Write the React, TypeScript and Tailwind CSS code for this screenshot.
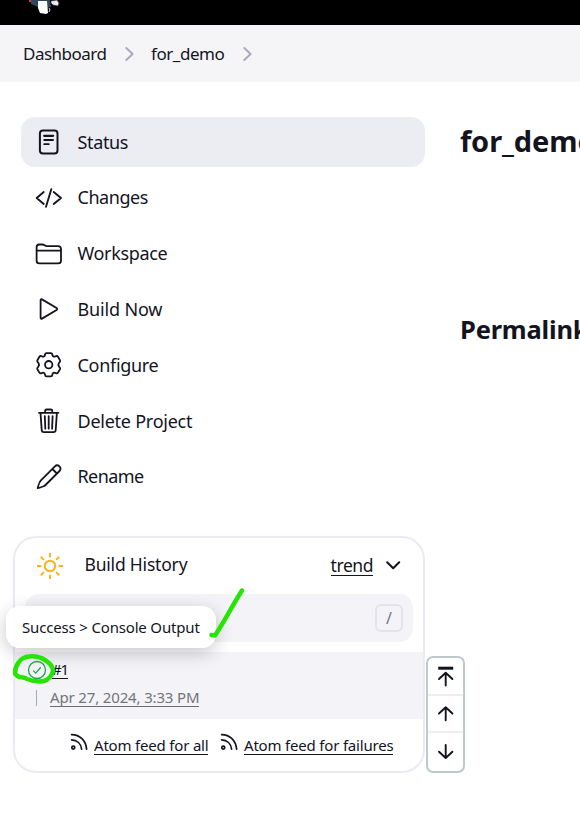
import React from "react";

function Chevron() {
  return (
    <svg className="h-[14px] w-[9px] text-[#a8a8bc]" viewBox="0 0 9 14" fill="none" stroke="currentColor" strokeWidth="1.9" strokeLinecap="round" strokeLinejoin="round">
      <path d="M1.3 1 7.6 7 1.3 13" />
    </svg>
  );
}

const icons: Record<string, React.ReactNode> = {
  Status: (
    <g fill="none" stroke="currentColor" strokeWidth="2" strokeLinecap="round">
      <rect x="4.9" y="2.6" width="17.6" height="22.8" rx="3" />
      <path d="M9.2 7.8h8.9" strokeWidth="2.3" />
      <path d="M9.2 12h8.9M9.2 16.2h4.6" strokeWidth="1.8" />
    </g>
  ),
  Changes: (
    <g fill="none" stroke="currentColor" strokeWidth="1.9" strokeLinecap="round" strokeLinejoin="round">
      <path d="M8.7 8 1.7 14l7 6M18.7 8l7.3 6-7.3 6M16.3 5.2 11 22.8" />
    </g>
  ),
  Workspace: (
    <g fill="none" stroke="currentColor" strokeWidth="1.8" strokeLinejoin="round">
      <path d="M1.6 20.7V7.2Q1.6 4.5 4.3 4.5h3.2c1.8 0 2.4 1.6 4.3 1.6h11.2q3 0 3 3v11.6q0 2.7-2.7 2.7h-19q-2.7 0-2.7-2.7ZM1.6 10.6h24.4" />
    </g>
  ),
  "Build Now": (
    <path d="M5.6 5.2v17.6c0 .8.7 1.2 1.4.8l14.6-8.6c.8-.5.8-1.5 0-2L7 4.4c-.7-.4-1.4 0-1.4.8Z" fill="none" stroke="currentColor" strokeWidth="1.8" />
  ),
  Configure: (
    <g fill="none" stroke="currentColor" strokeWidth="1.8" strokeLinejoin="round">
      <circle cx="13.7" cy="13.7" r="3.7" />
      <path d="M11.5 2.1h4.4q1.2 0 1.4 1.2l.2 1q.2.9 1 1.2.9.4 1.7 0l.9-.4q1.2-.4 1.9.7l2 3.4q.6 1.1-.3 1.9l-.7.7q-1.2 1.8 0 3.8l.7.7q.9.8.3 1.9l-2 3.4q-.7 1.1-1.9.7l-.9-.4q-.8-.4-1.7 0-.8.3-1 1.2l-.2 1q-.2 1.2-1.4 1.2h-4.4q-1.2 0-1.4-1.2l-.2-1q-.2-.9-1-1.2-.9-.4-1.7 0l-.9.4q-1.2.4-1.9-.7l-2-3.4q-.6-1.1.3-1.9l.7-.7q1.2-2 0-3.8l-.7-.7q-.9-.8-.3-1.9l2-3.4q.7-1.1 1.9-.7l.9.4q.8.4 1.7 0 .8-.3 1-1.2l.2-1q.2-1.2 1.4-1.2Z" />
    </g>
  ),
  "Delete Project": (
    <g fill="none" stroke="currentColor" strokeWidth="1.8" strokeLinecap="round" strokeLinejoin="round">
      <path d="M5.5 5.8 6.7 23q.1 2.2 2.2 2.2h9.6q2.1 0 2.2-2.2L21.9 5.8M4 5.8h19.4M10.1 5.5V4q0-1.5 1.5-1.5h4.2q1.5 0 1.5 1.5v1.5M13.7 9.2v12.5M9.8 9.2l.5 12.5M17.6 9.2l-.5 12.5" />
    </g>
  ),
  Rename: (
    <g fill="none" stroke="currentColor" strokeWidth="1.8" strokeLinecap="round" strokeLinejoin="round">
      <path d="M19.9 3.4 5.9 17.4c-.9.9-2.8 5.6-3.2 7.8 2.2-.4 6.9-2.3 7.8-3.2l14-14c1.2-1.2 1.2-3.1 0-4.6-1.4-1.3-3.4-1.2-4.6 0ZM17.4 6l4.5 4.5" />
    </g>
  ),
};

const items = [
  { name: "Status", spacing: "tracking-[-0.35px]" },
  { name: "Changes", spacing: "tracking-[-0.45px]" },
  { name: "Workspace", spacing: "tracking-[-0.35px]" },
  { name: "Build Now", spacing: "tracking-[-0.15px]" },
  { name: "Configure", spacing: "tracking-[-0.3px]" },
  { name: "Delete Project", spacing: "tracking-[-0.25px]" },
  { name: "Rename", spacing: "tracking-[-0.6px]" },
];

function Feed({ label, className }: { label: string; className: string }) {
  return (
    <a className={"flex items-start gap-[6px] " + className}>
      <svg className="h-[18px] w-[18px]" viewBox="0 0 18 18" fill="none" stroke="currentColor" strokeWidth="1.7" strokeLinecap="round">
        <circle cx="3.3" cy="14.6" r="1.5" />
        <path d="M1.6 6.9c5.5.2 9.4 3.9 10 9.2M1.6 1.6c8.4.1 14.2 6 15 14.5" />
      </svg>
      <span className="mt-1 whitespace-nowrap border-b border-[#14141f] text-[15px] leading-[17px] tracking-[-0.19px]">{label}</span>
    </a>
  );
}

function Arrow({ kind }: { kind: "top" | "up" | "down" }) {
  return (
    <svg className="h-6 w-5" viewBox="0 0 20 24" fill="none" stroke="#14141f" strokeWidth="1.9" strokeLinecap="round" strokeLinejoin="round">
      {kind === "top" && <path d="M2.2 2.2h15" strokeWidth="3" strokeLinecap="butt" />}
      {kind === "top" && <path d="M9.7 19.5V6.7M3 13l6.7-6.3 6.7 6.3" />}
      {kind === "up" && <path d="M9.7 18.2V5.2M3 11.5l6.7-6.3 6.7 6.3" />}
      {kind === "down" && <path d="M9.7 5v13M3 11.7 9.7 18l6.7-6.3" />}
    </svg>
  );
}

export default function App() {
  return (
    <div className="relative h-[816px] w-[580px] overflow-hidden bg-white font-['Noto_Sans',sans-serif] text-[#14141f]">
      <header className="h-[25px] bg-black pl-[28px]">
        <svg width="34" height="18" viewBox="0 0 34 18">
          <path d="M2 0h20l1 7-4 1-9-1-7-3Z" fill="#2f4759" />
          <path d="M1 0h2v2H1Z" fill="#d33833" />
          <path d="M10 1h9l1 12-2 1-6-1-2-5Z" fill="#fff" />
          <path d="M23 1l6-1 2 3-1 3-5-1-2-2Z" fill="#eee" stroke="#222" strokeWidth=".6" />
          <path d="m21 8 1 2-1 2M26 1l1 2" stroke="#ddd" fill="none" />
        </svg>
      </header>
      <nav className="flex h-[57px] items-center bg-[#f5f5f8] pl-[23px] text-[17px]">
        <span className="w-[84px] whitespace-nowrap tracking-[-0.5px]">Dashboard</span>
        <span className="ml-[18px]"><Chevron /></span>
        <span className="ml-[17px] w-[74px] whitespace-nowrap tracking-[-0.45px]">for_demo</span>
        <span className="ml-[18px]"><Chevron /></span>
      </nav>
      <div className="flex">
        <aside className="w-[425px] shrink-0 pt-[35px]">
          <div className="ml-[21px] flex w-[404px] flex-col gap-[5.83px]">
            {items.map((item, i) => (
              <a key={item.name} className={"flex h-[50px] items-center rounded-[14px] pl-[14px] " + (i === 0 ? "bg-[#ecedf3]" : "")}>
                <svg className="h-7 w-7 shrink-0" viewBox="0 0 28 28">{icons[item.name]}</svg>
                <span className={"-mt-px ml-[14.5px] whitespace-nowrap text-[18px] leading-[26px] " + item.spacing}>{item.name}</span>
              </a>
            ))}
          </div>
          <section className="ml-[13px] mt-[34px] h-[237px] w-[412px] rounded-[23px] border-2 border-[#eaeaf2]">
            <div className="flex h-14 items-center pl-[22px] pr-[22px]">
              <svg className="h-7 w-7" viewBox="0 0 28 28" fill="none" stroke="#ffb11b" strokeWidth="2">
                <circle cx="13" cy="14" r="5.2" />
                <path d="M13 1v4.3M13 22.7V27M0 14h4.3M21.7 14H26M3.8 4.8 6.9 7.9M19.1 20.1l3.1 3.1M22.2 4.8 19.1 7.9M6.9 20.1l-3.1 3.1" />
              </svg>
              <span className="-mt-[3px] ml-[19.5px] text-[17.5px] leading-[26px] tracking-[-0.2px]">Build History</span>
              <span className="ml-auto border-b border-[#14141f] text-[17.5px] leading-[19px] tracking-[-0.45px]">trend</span>
              <svg className="ml-[13px] h-[9px] w-[15px]" viewBox="0 0 15 9" fill="none" stroke="currentColor" strokeWidth="2" strokeLinecap="round" strokeLinejoin="round"><path d="m1.2 1.3 6 6 6-6" /></svg>
            </div>
            <div className="ml-[10px] flex h-12 w-[388px] items-center justify-end rounded-[14px] bg-[#f3f3f8] pr-[10px]">
              <kbd className="flex h-7 w-7 items-center justify-center rounded-md border-2 border-[#e3e3ed] font-['Noto_Sans',sans-serif] text-[16px] text-[#737390]">/</kbd>
            </div>
            <div className="mt-[10px] h-[67px] bg-[#f3f3f8] pt-[7px]">
              <div className="flex h-[22px] items-center pl-[12px]">
                <svg className="h-5 w-5" viewBox="0 0 20 20" fill="none" stroke="#1ea64b" strokeWidth="1.3" strokeLinecap="round" strokeLinejoin="round"><circle cx="10" cy="10" r="8.5" /><path d="m6.5 10.9 2.2 2.2 4.7-5.4" /></svg>
                <span className="ml-[5px] border-b border-[#14141f] text-[15px] leading-[17px] tracking-[-1.3px]">#1</span>
              </div>
              <div className="mt-2 flex h-[18px] items-center pl-[21px]">
                <span className="h-4 w-px bg-[#a0adb5]" />
                <span className="ml-[13px] whitespace-nowrap border-b border-[#6b6b72] text-[15px] leading-[17px] tracking-[-0.15px] text-[#737378]">Apr 27, 2024, 3:33 PM</span>
              </div>
            </div>
            <div className="flex pl-[55px] pt-[14px]">
              <Feed label="Atom feed for all" className="w-[150px]" />
              <Feed label="Atom feed for failures" className="" />
            </div>
          </section>
        </aside>
        <main className="pl-[35px] pt-[38px]">
          <h1 className="whitespace-nowrap text-[29px] font-bold leading-[42px] tracking-[-0.1px]">for_demo</h1>
          <h2 className="mt-[147px] whitespace-nowrap text-[25.5px] font-bold leading-[40px] tracking-[-0.2px]">Permalinks</h2>
        </main>
      </div>

      <div className="absolute left-[426px] top-[656px] flex h-[117px] w-[39px] flex-col rounded-[7px] border-2 border-[#bec9cc] bg-white">
        <div className="flex h-[38px] items-center justify-center border-b-2 border-[#eeeeef] pt-1"><Arrow kind="top" /></div>
        <div className="flex h-[37px] items-center justify-center border-b-2 border-[#eeeeef]"><Arrow kind="up" /></div>
        <div className="flex flex-1 items-center justify-center"><Arrow kind="down" /></div>
      </div>
      <div className="absolute left-[6px] top-[606px] flex h-[42px] w-[210px] items-center rounded-[14px] bg-white/95 pl-4 shadow-[0_5px_18px_rgba(0,0,0,0.22)]">
        <span className="whitespace-nowrap text-[15px] tracking-[-0.17px]">Success &gt; Console Output</span>
      </div>
      <svg className="absolute left-0 top-[580px]" width="260" height="110" viewBox="0 580 260 110" fill="none" stroke="#24e600" strokeWidth="4.5" strokeLinecap="round" strokeLinejoin="round">
        <path d="m211.5 635 3.5.5C224 622 232 606 242 590.5" />
        <path d="M53 671C53 664 42 655 29 656.5 20 657 15 666 15 673c2 6 8 3 12 6 5 2 12 3 17 2 4-1 8-5 9-10Z" />
      </svg>
    </div>
  );
}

____________________

The lines from the start of the data through the line that contains "import React from" are to be returned exactly, please, with both ends included and every picture left out.

Write the React, TypeScript and Tailwind CSS code for this screenshot.
import React from "react";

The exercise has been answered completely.